What makes The Crew unique is the way it hooks exploration, advancement and the car you're driving together, creating a moreish feedback loop of free-wheeling progression
The pleasures of this connected set-up are obvious, as I discover when I set out on an aimless cruise across Louisiana with Boukhelifa, tailing each other as we chain skill challenges. It will bring the world to life to see other players drive past, and the default option for every event will be to invite nearby players to enter it in "co-op" (the term is used even if you're participating in a race, since the goal will be to defeat AI drivers). Of course, there's also fully competitive racing, which Ivory Tower dubs "PVP" in true MMO style. But The Crew lacks TDU's option to engage passing players in on-the-spot challenges with a flash of your headlights, and on current evidence there's no unique multiplayer content that fully justifies that internet connection requirement. It's mostly a mood thing: the extra frisson you get from seeing other players out in the wild, racing alongside you.
That adds flavour and gives the game community-building potential - something many mainstream racing games lack.

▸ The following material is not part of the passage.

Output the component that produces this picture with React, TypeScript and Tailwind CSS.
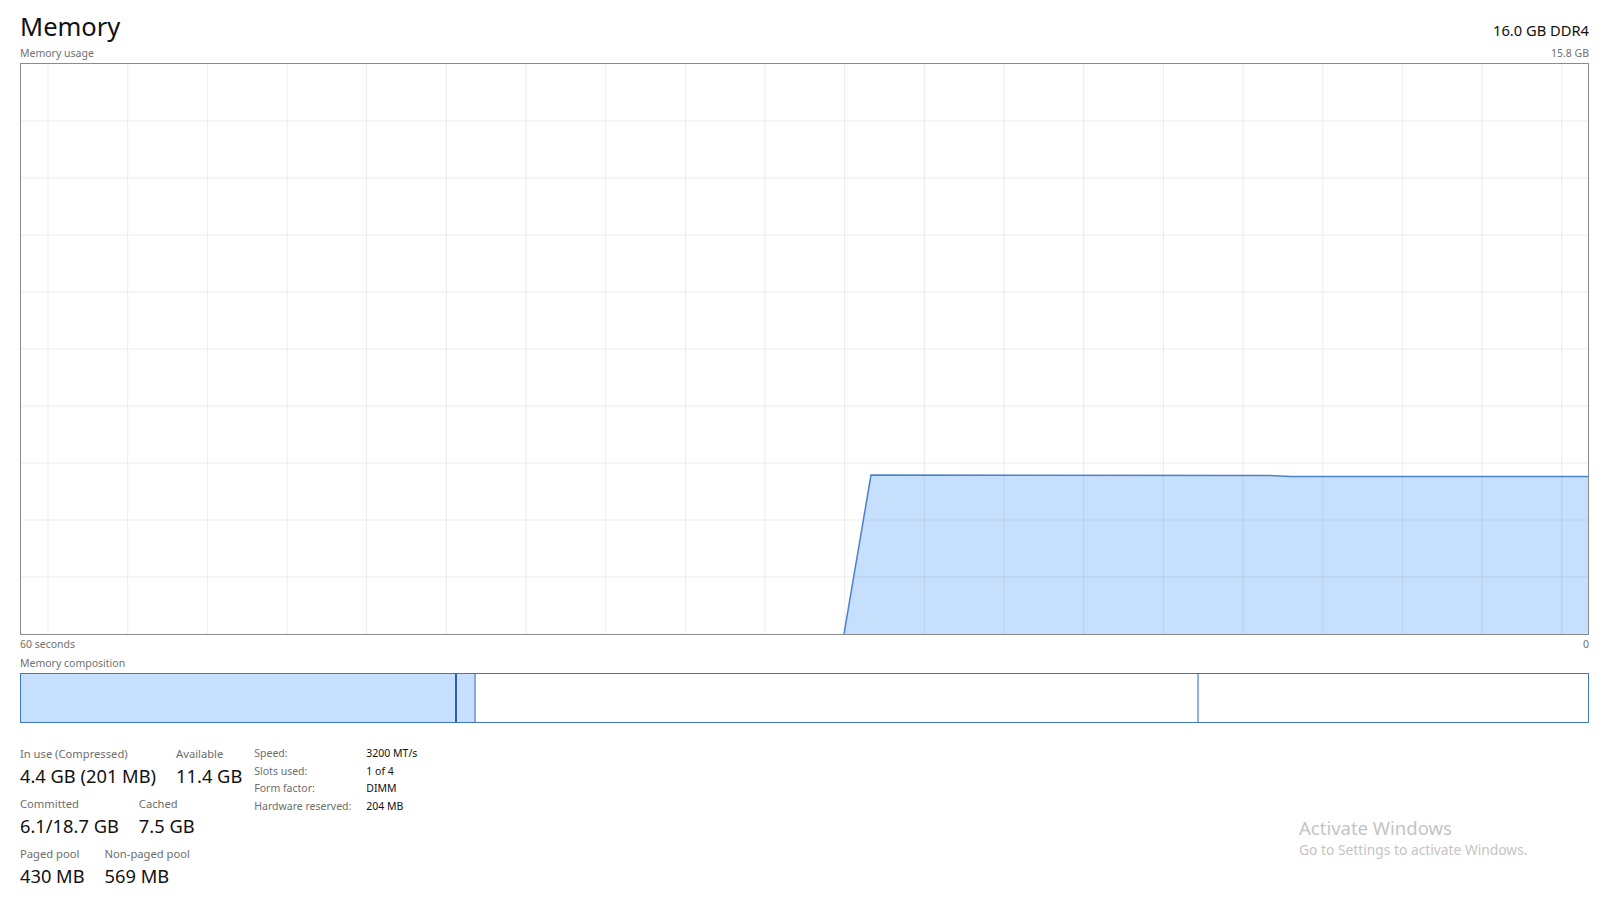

But what makes The Crew truly unique is the way it hooks exploration, advancement and the car you're driving together, creating a moreish feedback loop of free-wheeling progression. It's intoxicating stuff, but it's difficult to understand its power without playing it, while the game's outward personality is bland and confused; a mishmash of brash customisations and sleek licensed cars, cheerful colours and grainy filters, it lacks a coherent visual identity. Gerighty's friends in marketing have a tough job to do, no doubt. Here's hoping they succeed, because while The Crew may still be struggling to define an identity, it's certainly got a soul.
This article is based on a press trip to Paris. Ubisoft paid for travel and accommodation.